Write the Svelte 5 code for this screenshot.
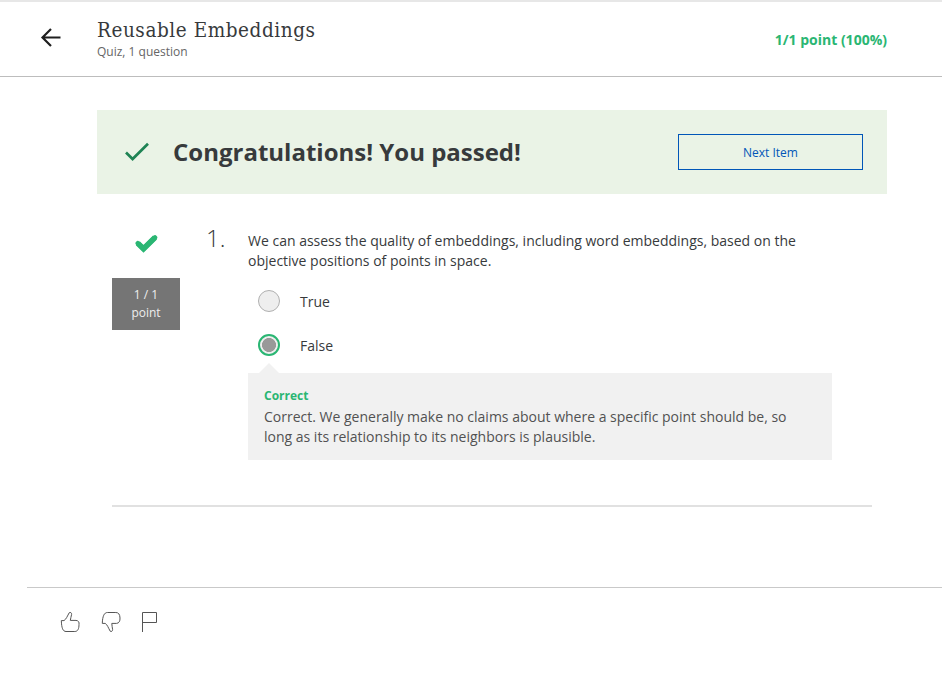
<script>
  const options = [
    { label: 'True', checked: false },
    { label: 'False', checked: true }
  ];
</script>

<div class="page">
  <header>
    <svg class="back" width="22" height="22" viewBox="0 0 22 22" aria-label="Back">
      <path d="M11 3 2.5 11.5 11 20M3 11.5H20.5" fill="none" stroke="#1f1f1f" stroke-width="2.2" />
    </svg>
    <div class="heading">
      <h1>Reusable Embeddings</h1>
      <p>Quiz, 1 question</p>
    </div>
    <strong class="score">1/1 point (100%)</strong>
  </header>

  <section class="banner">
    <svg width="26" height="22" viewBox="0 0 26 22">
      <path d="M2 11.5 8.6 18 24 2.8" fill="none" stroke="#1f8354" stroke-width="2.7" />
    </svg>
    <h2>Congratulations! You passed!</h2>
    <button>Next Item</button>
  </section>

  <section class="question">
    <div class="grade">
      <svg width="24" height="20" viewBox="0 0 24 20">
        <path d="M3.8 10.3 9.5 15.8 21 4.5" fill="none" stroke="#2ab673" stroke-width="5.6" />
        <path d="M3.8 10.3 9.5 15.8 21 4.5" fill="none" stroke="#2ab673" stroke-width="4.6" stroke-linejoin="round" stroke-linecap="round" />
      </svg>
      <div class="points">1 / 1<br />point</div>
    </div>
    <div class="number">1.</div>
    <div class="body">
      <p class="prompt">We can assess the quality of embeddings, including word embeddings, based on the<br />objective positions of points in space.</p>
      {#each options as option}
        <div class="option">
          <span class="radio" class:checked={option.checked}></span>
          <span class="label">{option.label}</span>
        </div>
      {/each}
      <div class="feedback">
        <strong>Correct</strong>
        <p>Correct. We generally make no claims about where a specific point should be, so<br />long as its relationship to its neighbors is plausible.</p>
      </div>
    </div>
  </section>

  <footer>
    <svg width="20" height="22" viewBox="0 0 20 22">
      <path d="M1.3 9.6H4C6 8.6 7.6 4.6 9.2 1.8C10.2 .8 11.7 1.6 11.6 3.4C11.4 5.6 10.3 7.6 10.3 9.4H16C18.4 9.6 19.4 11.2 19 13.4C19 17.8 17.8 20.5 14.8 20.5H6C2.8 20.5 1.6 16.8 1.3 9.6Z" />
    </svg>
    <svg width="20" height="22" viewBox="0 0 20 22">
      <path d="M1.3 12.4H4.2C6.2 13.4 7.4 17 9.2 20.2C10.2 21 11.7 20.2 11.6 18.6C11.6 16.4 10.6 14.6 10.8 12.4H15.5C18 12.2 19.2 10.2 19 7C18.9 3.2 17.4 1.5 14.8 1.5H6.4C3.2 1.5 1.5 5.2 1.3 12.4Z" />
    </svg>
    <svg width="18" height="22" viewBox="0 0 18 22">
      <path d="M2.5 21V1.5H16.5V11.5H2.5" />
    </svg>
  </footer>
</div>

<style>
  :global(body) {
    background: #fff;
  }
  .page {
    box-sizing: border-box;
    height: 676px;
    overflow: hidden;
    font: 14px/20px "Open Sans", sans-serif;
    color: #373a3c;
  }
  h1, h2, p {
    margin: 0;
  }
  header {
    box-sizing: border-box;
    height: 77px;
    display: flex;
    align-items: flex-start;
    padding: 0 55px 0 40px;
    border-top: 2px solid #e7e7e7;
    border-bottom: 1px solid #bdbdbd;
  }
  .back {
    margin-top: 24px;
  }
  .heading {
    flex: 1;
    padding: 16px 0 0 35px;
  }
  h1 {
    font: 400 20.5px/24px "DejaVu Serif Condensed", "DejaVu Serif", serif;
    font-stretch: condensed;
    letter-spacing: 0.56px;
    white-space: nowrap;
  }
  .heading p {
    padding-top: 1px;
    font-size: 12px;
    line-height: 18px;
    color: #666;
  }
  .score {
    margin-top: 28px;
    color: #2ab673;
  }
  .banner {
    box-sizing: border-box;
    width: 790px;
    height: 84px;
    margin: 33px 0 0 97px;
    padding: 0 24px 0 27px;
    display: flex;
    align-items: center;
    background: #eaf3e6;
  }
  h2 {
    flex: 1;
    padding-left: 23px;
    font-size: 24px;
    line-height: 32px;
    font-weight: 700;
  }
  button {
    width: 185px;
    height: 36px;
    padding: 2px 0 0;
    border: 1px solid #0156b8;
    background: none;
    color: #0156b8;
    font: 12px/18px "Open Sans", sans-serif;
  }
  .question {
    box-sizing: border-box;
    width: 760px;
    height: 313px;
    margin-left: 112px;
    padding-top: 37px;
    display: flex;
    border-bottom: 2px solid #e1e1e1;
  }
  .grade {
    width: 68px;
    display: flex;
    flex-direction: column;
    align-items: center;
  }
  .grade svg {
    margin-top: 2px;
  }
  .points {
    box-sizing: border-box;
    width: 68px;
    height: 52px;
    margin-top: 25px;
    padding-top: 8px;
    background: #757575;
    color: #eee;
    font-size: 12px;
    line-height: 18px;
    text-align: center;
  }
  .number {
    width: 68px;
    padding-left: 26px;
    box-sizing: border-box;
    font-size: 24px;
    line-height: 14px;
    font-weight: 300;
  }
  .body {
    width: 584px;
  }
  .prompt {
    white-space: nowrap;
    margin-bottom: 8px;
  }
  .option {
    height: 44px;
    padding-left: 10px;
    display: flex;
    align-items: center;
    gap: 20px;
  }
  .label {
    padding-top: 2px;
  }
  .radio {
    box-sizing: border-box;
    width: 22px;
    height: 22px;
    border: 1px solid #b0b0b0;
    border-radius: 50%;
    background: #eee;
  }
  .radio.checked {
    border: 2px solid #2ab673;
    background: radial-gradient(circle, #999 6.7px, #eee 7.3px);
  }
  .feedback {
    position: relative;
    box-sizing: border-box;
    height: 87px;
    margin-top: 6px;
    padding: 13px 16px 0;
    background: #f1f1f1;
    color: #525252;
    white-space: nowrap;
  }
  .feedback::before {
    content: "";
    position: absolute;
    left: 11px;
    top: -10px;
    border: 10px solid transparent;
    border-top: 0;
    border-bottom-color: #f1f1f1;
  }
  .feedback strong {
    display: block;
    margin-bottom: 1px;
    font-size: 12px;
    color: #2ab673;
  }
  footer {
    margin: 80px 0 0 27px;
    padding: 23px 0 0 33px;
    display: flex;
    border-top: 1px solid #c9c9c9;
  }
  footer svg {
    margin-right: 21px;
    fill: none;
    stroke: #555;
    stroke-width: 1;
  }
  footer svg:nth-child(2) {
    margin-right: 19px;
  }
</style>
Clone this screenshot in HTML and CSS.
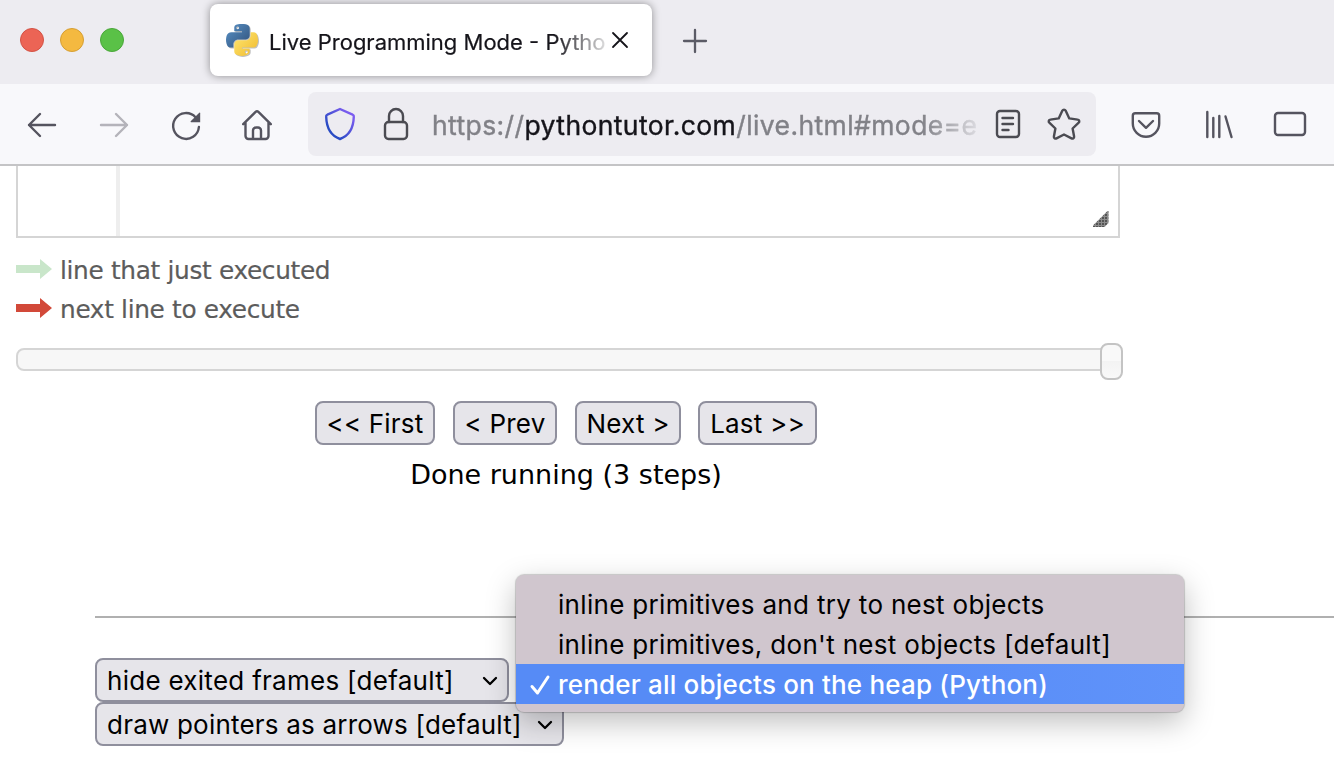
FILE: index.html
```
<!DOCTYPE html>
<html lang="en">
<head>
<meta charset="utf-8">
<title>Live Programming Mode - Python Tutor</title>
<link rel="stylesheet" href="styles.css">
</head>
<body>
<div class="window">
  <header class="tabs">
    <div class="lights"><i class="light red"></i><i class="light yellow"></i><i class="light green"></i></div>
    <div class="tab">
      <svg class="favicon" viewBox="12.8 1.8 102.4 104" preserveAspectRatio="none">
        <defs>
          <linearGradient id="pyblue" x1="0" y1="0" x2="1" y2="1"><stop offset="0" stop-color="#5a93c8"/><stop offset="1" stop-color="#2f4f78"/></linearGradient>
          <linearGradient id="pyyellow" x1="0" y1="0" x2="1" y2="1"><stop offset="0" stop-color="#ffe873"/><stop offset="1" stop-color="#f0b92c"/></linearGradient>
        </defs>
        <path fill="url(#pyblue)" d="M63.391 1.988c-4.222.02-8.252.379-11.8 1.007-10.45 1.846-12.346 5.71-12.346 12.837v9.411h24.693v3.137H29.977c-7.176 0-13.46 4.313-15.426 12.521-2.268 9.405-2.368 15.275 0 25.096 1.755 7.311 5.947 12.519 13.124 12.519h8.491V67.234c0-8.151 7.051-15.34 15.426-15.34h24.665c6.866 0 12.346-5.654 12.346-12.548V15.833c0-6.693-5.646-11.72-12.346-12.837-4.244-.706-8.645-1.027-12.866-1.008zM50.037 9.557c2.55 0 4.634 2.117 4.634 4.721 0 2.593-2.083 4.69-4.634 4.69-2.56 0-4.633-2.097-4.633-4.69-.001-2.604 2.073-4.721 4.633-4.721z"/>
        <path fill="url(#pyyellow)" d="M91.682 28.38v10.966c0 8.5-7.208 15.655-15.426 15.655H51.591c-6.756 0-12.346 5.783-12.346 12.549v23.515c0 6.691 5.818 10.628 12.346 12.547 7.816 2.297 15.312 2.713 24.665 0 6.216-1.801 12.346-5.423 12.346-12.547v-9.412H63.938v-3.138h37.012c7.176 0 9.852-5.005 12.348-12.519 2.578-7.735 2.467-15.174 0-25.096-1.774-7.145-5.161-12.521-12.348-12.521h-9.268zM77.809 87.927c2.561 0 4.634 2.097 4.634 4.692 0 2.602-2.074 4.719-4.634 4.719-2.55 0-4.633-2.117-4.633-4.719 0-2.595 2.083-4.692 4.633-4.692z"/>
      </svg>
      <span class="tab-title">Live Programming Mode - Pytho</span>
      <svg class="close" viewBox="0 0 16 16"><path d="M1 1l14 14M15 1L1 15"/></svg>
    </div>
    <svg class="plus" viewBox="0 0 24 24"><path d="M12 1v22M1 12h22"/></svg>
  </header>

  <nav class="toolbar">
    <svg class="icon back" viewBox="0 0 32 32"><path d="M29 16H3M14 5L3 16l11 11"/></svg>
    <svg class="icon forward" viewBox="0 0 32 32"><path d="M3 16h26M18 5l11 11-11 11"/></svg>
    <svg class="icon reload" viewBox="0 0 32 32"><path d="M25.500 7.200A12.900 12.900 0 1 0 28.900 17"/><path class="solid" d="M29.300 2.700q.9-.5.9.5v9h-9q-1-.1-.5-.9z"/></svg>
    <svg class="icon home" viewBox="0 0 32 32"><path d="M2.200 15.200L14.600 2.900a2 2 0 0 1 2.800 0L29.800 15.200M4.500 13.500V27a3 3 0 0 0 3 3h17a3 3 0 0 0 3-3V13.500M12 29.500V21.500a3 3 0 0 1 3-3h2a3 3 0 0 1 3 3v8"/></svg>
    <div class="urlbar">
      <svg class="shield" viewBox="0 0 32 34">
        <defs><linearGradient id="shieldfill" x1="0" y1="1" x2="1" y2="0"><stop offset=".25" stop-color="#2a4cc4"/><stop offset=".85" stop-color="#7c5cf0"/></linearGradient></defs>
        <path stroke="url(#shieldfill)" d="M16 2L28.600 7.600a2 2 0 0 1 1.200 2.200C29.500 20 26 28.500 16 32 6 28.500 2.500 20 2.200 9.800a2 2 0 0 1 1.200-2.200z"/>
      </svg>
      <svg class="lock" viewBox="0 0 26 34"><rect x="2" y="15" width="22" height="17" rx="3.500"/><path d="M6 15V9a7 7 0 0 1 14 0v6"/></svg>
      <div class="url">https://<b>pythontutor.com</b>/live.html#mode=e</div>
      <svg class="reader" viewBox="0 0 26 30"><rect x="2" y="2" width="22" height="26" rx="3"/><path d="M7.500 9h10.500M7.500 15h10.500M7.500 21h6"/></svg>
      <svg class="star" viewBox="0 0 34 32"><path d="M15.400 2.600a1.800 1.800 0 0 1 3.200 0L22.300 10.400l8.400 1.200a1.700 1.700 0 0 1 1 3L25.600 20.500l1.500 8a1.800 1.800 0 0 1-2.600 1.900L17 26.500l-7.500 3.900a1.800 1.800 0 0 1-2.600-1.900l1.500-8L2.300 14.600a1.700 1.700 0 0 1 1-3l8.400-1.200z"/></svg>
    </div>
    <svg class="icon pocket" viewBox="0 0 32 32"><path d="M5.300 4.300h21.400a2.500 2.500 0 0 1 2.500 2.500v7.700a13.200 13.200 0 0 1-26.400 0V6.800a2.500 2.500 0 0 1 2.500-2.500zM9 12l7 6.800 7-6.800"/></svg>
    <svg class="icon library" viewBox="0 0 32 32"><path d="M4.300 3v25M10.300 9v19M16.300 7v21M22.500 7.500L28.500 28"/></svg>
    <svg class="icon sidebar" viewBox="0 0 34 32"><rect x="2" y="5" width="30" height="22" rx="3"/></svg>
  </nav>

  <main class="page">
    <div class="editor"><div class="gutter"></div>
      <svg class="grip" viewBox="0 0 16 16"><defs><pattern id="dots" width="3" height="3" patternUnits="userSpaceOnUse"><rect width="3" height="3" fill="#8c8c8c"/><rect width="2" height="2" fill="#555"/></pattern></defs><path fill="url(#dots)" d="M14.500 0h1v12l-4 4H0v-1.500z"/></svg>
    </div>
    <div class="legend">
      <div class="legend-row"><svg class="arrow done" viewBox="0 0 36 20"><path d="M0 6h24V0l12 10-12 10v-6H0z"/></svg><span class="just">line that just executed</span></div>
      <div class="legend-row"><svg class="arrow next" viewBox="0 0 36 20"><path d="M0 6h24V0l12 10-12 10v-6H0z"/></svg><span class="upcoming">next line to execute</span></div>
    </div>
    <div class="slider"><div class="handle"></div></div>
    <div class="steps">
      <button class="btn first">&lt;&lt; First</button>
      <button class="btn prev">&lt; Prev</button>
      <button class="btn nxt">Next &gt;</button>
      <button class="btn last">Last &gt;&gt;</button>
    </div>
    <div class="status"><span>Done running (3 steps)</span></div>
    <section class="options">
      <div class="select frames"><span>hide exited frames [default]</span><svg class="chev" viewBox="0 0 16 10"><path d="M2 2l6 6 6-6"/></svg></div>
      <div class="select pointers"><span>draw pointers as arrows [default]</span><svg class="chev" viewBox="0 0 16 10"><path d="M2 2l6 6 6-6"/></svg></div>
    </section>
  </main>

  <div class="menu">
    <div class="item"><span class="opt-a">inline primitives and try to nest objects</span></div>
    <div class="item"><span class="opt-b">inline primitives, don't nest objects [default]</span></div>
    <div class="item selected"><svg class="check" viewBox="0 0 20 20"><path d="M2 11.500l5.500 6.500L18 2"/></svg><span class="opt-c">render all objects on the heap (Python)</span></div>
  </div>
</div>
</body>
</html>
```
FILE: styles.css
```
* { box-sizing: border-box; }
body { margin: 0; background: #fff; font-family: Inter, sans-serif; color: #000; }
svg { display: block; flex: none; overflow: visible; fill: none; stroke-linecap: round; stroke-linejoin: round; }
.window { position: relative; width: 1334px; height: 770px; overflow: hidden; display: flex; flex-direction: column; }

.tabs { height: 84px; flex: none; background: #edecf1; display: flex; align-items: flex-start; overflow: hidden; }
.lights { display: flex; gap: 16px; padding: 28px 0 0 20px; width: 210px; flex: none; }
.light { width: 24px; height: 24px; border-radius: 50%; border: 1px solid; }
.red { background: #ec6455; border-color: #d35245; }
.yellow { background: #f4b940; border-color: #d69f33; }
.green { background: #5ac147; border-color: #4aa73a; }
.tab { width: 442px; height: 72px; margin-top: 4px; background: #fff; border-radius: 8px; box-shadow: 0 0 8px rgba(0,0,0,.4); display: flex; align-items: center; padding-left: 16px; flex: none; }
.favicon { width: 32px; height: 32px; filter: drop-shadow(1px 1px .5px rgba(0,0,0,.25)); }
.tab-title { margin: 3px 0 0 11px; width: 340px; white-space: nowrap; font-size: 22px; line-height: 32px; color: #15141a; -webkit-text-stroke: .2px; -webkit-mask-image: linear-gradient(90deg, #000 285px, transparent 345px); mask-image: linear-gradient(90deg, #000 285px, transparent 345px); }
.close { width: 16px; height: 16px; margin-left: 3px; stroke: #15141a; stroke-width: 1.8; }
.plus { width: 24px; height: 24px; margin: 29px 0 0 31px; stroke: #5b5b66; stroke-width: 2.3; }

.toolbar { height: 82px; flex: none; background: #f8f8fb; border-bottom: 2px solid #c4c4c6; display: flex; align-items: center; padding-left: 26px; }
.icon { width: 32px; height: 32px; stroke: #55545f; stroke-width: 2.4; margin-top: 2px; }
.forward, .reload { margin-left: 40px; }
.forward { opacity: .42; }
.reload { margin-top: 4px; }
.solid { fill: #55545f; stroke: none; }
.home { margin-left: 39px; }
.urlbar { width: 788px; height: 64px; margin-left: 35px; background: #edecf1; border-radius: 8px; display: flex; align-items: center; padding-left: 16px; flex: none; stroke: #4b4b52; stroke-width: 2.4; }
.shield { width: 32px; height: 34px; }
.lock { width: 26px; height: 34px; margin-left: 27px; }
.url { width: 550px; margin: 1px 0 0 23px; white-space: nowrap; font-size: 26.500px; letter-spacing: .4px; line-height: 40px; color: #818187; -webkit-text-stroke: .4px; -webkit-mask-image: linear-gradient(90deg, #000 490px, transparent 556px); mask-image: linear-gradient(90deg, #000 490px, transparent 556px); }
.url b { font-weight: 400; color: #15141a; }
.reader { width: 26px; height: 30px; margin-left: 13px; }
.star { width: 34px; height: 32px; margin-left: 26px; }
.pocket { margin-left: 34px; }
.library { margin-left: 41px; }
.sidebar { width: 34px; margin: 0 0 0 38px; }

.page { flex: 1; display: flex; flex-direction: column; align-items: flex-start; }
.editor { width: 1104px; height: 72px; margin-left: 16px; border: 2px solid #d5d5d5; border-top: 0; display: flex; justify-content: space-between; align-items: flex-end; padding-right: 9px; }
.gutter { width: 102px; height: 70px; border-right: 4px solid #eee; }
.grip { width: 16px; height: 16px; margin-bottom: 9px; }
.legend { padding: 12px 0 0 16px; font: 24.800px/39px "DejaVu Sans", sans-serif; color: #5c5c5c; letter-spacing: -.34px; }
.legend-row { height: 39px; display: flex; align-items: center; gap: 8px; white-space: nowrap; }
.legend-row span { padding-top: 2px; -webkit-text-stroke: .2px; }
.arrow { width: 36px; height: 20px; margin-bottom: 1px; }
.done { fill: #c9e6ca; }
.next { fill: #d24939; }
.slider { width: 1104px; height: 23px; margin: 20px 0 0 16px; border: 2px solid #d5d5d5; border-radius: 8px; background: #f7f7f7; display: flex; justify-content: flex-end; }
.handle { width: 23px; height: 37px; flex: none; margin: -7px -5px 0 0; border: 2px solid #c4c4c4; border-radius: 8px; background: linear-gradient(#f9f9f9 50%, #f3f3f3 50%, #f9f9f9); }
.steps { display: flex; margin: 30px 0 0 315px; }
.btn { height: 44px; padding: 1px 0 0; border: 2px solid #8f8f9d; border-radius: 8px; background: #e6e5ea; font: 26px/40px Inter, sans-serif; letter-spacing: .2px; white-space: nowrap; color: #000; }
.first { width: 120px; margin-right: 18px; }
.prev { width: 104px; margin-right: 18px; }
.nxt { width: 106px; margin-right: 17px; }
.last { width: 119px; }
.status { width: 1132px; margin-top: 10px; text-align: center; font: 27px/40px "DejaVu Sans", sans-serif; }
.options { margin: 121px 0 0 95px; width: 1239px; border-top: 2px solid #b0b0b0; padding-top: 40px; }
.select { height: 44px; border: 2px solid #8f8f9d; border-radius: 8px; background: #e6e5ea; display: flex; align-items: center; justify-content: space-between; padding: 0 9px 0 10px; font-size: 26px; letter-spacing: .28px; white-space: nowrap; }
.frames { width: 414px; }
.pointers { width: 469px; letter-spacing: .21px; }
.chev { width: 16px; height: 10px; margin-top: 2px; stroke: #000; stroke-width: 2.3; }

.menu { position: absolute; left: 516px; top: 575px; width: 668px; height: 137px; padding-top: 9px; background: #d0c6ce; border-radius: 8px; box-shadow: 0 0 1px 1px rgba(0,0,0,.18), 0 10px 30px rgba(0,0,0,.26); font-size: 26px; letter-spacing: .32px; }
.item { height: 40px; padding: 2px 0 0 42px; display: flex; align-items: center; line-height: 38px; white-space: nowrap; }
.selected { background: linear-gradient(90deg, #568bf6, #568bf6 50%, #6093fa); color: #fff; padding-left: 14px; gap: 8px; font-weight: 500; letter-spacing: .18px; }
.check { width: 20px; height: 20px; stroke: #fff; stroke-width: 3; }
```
————
--- Request ---
Write out every line of the listing that holds the word "this".

--- Task answer ---
Write the Svelte 5 code for this screenshot.
Clone this screenshot in HTML and CSS.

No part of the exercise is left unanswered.